[Information supplied]
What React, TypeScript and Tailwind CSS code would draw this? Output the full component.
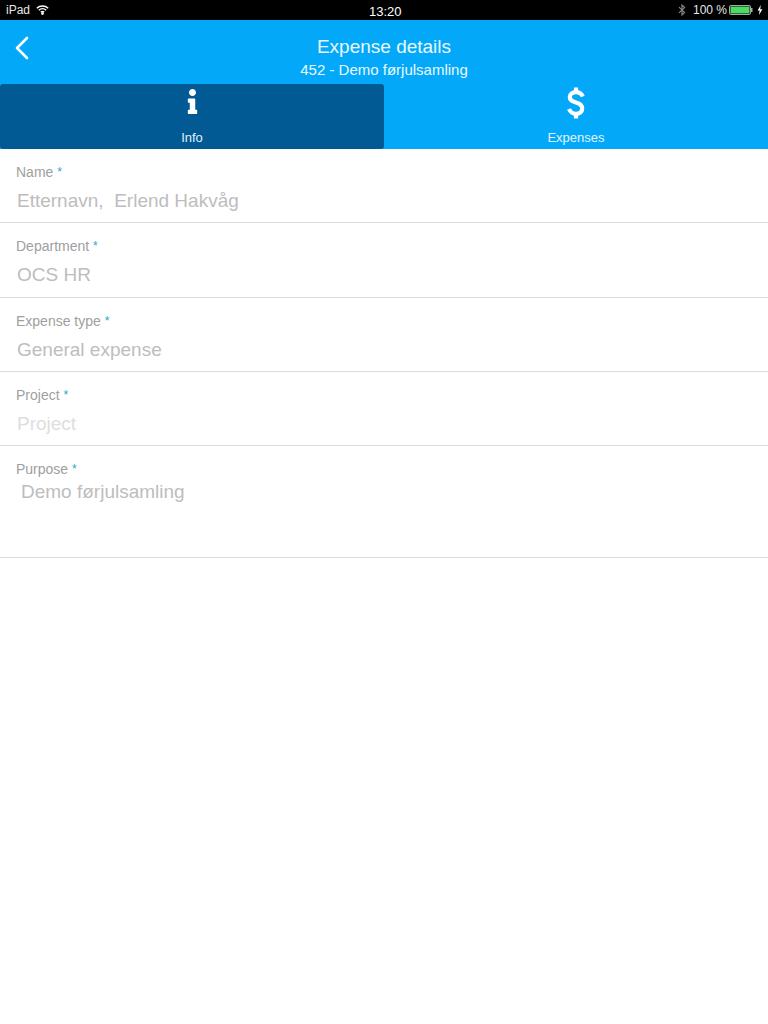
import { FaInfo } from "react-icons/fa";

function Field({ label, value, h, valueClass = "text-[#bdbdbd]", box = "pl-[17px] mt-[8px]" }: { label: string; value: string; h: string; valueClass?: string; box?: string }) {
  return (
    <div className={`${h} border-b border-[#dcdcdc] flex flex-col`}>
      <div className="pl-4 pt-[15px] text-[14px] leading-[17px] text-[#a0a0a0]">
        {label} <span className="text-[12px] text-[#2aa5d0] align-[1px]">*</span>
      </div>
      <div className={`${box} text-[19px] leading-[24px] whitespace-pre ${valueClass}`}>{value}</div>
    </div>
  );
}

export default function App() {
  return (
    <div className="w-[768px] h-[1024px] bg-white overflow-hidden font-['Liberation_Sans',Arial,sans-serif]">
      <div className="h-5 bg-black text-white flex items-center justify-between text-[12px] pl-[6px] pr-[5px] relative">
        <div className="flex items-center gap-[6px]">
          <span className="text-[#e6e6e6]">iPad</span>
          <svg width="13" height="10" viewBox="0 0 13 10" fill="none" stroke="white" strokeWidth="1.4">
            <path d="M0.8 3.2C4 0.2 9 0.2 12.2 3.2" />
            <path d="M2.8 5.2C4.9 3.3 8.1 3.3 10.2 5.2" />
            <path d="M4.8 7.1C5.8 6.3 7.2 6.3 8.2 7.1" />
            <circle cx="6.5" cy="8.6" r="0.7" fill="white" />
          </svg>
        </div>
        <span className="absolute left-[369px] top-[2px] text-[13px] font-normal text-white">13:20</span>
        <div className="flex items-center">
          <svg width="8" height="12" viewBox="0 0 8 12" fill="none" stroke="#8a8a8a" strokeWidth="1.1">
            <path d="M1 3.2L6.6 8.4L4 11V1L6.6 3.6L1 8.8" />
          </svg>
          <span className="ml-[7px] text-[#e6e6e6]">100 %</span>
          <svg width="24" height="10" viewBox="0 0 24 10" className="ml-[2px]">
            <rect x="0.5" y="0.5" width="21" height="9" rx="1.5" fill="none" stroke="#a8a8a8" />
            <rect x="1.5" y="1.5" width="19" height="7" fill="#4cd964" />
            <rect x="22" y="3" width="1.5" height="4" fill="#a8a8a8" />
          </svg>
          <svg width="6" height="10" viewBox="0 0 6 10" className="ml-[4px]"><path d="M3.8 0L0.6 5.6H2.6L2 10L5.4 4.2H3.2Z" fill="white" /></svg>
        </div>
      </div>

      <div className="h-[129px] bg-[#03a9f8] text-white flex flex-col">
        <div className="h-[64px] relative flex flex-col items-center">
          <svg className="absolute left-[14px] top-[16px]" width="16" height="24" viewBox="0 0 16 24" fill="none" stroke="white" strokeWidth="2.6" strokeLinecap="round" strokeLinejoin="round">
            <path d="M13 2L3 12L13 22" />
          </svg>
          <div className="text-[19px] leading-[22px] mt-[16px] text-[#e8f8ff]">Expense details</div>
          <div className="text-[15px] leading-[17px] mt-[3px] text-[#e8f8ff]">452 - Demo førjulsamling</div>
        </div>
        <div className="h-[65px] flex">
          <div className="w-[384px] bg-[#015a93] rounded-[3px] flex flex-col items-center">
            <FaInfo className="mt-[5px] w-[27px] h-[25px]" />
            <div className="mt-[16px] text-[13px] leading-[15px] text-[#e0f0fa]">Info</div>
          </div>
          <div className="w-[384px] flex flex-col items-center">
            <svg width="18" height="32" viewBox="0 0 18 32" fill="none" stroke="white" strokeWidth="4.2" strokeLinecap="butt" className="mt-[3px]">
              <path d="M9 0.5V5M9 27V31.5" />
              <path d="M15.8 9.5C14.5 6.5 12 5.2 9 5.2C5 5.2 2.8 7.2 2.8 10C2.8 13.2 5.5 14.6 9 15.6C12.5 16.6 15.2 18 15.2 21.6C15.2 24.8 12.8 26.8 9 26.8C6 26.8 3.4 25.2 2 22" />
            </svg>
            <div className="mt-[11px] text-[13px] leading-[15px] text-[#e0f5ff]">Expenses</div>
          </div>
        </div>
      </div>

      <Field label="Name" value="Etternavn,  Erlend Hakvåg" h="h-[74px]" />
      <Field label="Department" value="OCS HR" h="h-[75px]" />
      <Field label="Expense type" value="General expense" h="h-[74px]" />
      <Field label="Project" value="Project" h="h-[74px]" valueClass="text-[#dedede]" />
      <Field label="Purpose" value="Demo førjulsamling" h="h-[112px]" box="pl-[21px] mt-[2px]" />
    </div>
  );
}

[Work instructions]
Your task is to repeat the material above exactly, without its pictures.

[Output for this exercise]
What React, TypeScript and Tailwind CSS code would draw this? Output the full component.
import { FaInfo } from "react-icons/fa";

function Field({ label, value, h, valueClass = "text-[#bdbdbd]", box = "pl-[17px] mt-[8px]" }: { label: string; value: string; h: string; valueClass?: string; box?: string }) {
  return (
    <div className={`${h} border-b border-[#dcdcdc] flex flex-col`}>
      <div className="pl-4 pt-[15px] text-[14px] leading-[17px] text-[#a0a0a0]">
        {label} <span className="text-[12px] text-[#2aa5d0] align-[1px]">*</span>
      </div>
      <div className={`${box} text-[19px] leading-[24px] whitespace-pre ${valueClass}`}>{value}</div>
    </div>
  );
}

export default function App() {
  return (
    <div className="w-[768px] h-[1024px] bg-white overflow-hidden font-['Liberation_Sans',Arial,sans-serif]">
      <div className="h-5 bg-black text-white flex items-center justify-between text-[12px] pl-[6px] pr-[5px] relative">
        <div className="flex items-center gap-[6px]">
          <span className="text-[#e6e6e6]">iPad</span>
          <svg width="13" height="10" viewBox="0 0 13 10" fill="none" stroke="white" strokeWidth="1.4">
            <path d="M0.8 3.2C4 0.2 9 0.2 12.2 3.2" />
            <path d="M2.8 5.2C4.9 3.3 8.1 3.3 10.2 5.2" />
            <path d="M4.8 7.1C5.8 6.3 7.2 6.3 8.2 7.1" />
            <circle cx="6.5" cy="8.6" r="0.7" fill="white" />
          </svg>
        </div>
        <span className="absolute left-[369px] top-[2px] text-[13px] font-normal text-white">13:20</span>
        <div className="flex items-center">
          <svg width="8" height="12" viewBox="0 0 8 12" fill="none" stroke="#8a8a8a" strokeWidth="1.1">
            <path d="M1 3.2L6.6 8.4L4 11V1L6.6 3.6L1 8.8" />
          </svg>
          <span className="ml-[7px] text-[#e6e6e6]">100 %</span>
          <svg width="24" height="10" viewBox="0 0 24 10" className="ml-[2px]">
            <rect x="0.5" y="0.5" width="21" height="9" rx="1.5" fill="none" stroke="#a8a8a8" />
            <rect x="1.5" y="1.5" width="19" height="7" fill="#4cd964" />
            <rect x="22" y="3" width="1.5" height="4" fill="#a8a8a8" />
          </svg>
          <svg width="6" height="10" viewBox="0 0 6 10" className="ml-[4px]"><path d="M3.8 0L0.6 5.6H2.6L2 10L5.4 4.2H3.2Z" fill="white" /></svg>
        </div>
      </div>

      <div className="h-[129px] bg-[#03a9f8] text-white flex flex-col">
        <div className="h-[64px] relative flex flex-col items-center">
          <svg className="absolute left-[14px] top-[16px]" width="16" height="24" viewBox="0 0 16 24" fill="none" stroke="white" strokeWidth="2.6" strokeLinecap="round" strokeLinejoin="round">
            <path d="M13 2L3 12L13 22" />
          </svg>
          <div className="text-[19px] leading-[22px] mt-[16px] text-[#e8f8ff]">Expense details</div>
          <div className="text-[15px] leading-[17px] mt-[3px] text-[#e8f8ff]">452 - Demo førjulsamling</div>
        </div>
        <div className="h-[65px] flex">
          <div className="w-[384px] bg-[#015a93] rounded-[3px] flex flex-col items-center">
            <FaInfo className="mt-[5px] w-[27px] h-[25px]" />
            <div className="mt-[16px] text-[13px] leading-[15px] text-[#e0f0fa]">Info</div>
          </div>
          <div className="w-[384px] flex flex-col items-center">
            <svg width="18" height="32" viewBox="0 0 18 32" fill="none" stroke="white" strokeWidth="4.2" strokeLinecap="butt" className="mt-[3px]">
              <path d="M9 0.5V5M9 27V31.5" />
              <path d="M15.8 9.5C14.5 6.5 12 5.2 9 5.2C5 5.2 2.8 7.2 2.8 10C2.8 13.2 5.5 14.6 9 15.6C12.5 16.6 15.2 18 15.2 21.6C15.2 24.8 12.8 26.8 9 26.8C6 26.8 3.4 25.2 2 22" />
            </svg>
            <div className="mt-[11px] text-[13px] leading-[15px] text-[#e0f5ff]">Expenses</div>
          </div>
        </div>
      </div>

      <Field label="Name" value="Etternavn,  Erlend Hakvåg" h="h-[74px]" />
      <Field label="Department" value="OCS HR" h="h-[75px]" />
      <Field label="Expense type" value="General expense" h="h-[74px]" />
      <Field label="Project" value="Project" h="h-[74px]" valueClass="text-[#dedede]" />
      <Field label="Purpose" value="Demo førjulsamling" h="h-[112px]" box="pl-[21px] mt-[2px]" />
    </div>
  );
}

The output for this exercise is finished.